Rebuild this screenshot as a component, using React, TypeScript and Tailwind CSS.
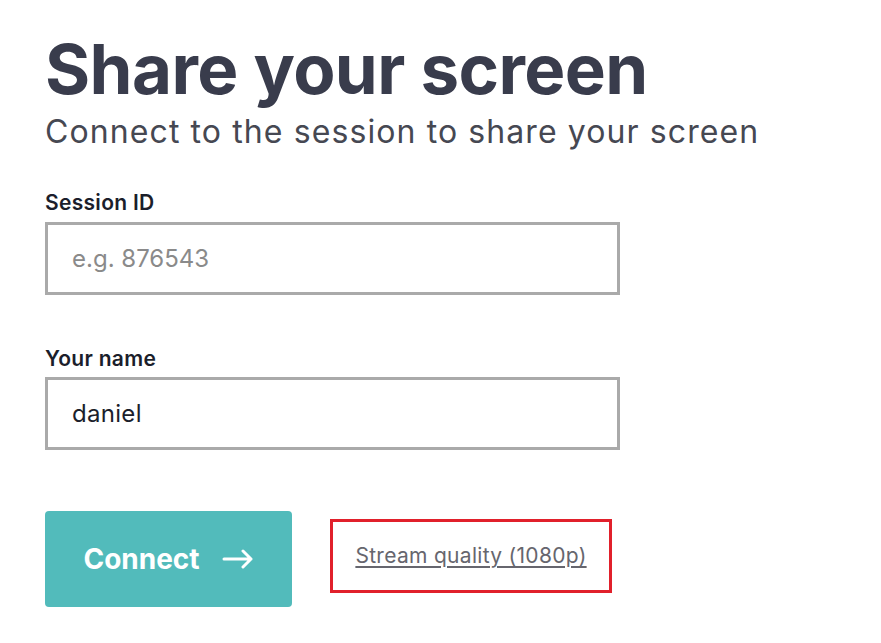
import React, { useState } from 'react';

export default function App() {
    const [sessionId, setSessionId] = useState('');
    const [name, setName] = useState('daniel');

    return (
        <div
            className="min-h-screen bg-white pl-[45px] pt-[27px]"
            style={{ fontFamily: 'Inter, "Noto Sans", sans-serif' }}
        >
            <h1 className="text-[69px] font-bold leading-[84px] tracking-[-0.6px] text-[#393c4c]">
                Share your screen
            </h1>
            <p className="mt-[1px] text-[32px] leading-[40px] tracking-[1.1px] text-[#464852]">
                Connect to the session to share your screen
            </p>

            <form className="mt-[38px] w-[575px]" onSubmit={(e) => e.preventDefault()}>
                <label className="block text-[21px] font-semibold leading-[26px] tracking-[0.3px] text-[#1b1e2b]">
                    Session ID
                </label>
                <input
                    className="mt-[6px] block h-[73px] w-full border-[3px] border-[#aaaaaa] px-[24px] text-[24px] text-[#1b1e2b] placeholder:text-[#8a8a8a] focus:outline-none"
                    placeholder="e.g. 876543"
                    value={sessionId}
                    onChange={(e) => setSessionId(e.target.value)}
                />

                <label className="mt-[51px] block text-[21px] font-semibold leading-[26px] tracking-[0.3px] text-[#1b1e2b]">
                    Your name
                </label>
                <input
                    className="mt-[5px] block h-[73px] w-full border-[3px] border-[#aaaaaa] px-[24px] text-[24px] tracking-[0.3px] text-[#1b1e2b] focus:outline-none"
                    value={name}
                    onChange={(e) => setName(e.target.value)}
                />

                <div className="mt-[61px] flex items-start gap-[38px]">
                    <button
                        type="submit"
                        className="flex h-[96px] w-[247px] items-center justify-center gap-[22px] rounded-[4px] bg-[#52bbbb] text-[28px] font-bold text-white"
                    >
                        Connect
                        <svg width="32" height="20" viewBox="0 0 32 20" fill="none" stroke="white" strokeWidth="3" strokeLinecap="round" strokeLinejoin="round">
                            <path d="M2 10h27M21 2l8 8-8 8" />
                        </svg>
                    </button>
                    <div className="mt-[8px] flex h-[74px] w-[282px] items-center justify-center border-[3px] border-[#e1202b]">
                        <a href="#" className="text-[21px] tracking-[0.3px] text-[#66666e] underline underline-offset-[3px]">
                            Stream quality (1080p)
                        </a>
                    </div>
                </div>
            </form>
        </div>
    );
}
____
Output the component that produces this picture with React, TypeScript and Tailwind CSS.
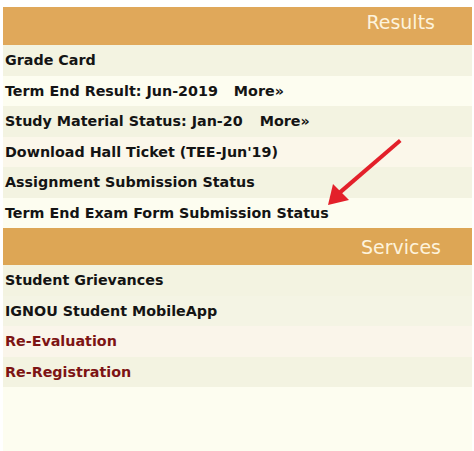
____
▶ _Problem description_
Copy only what runs above from the line containing "Rebuild this screenshot" through the line containing "const [name, setName]", exactly. Leave out the pictures.

▶ _Worked answer_
Rebuild this screenshot as a component, using React, TypeScript and Tailwind CSS.
import React, { useState } from 'react';

export default function App() {
    const [sessionId, setSessionId] = useState('');
    const [name, setName] = useState('daniel');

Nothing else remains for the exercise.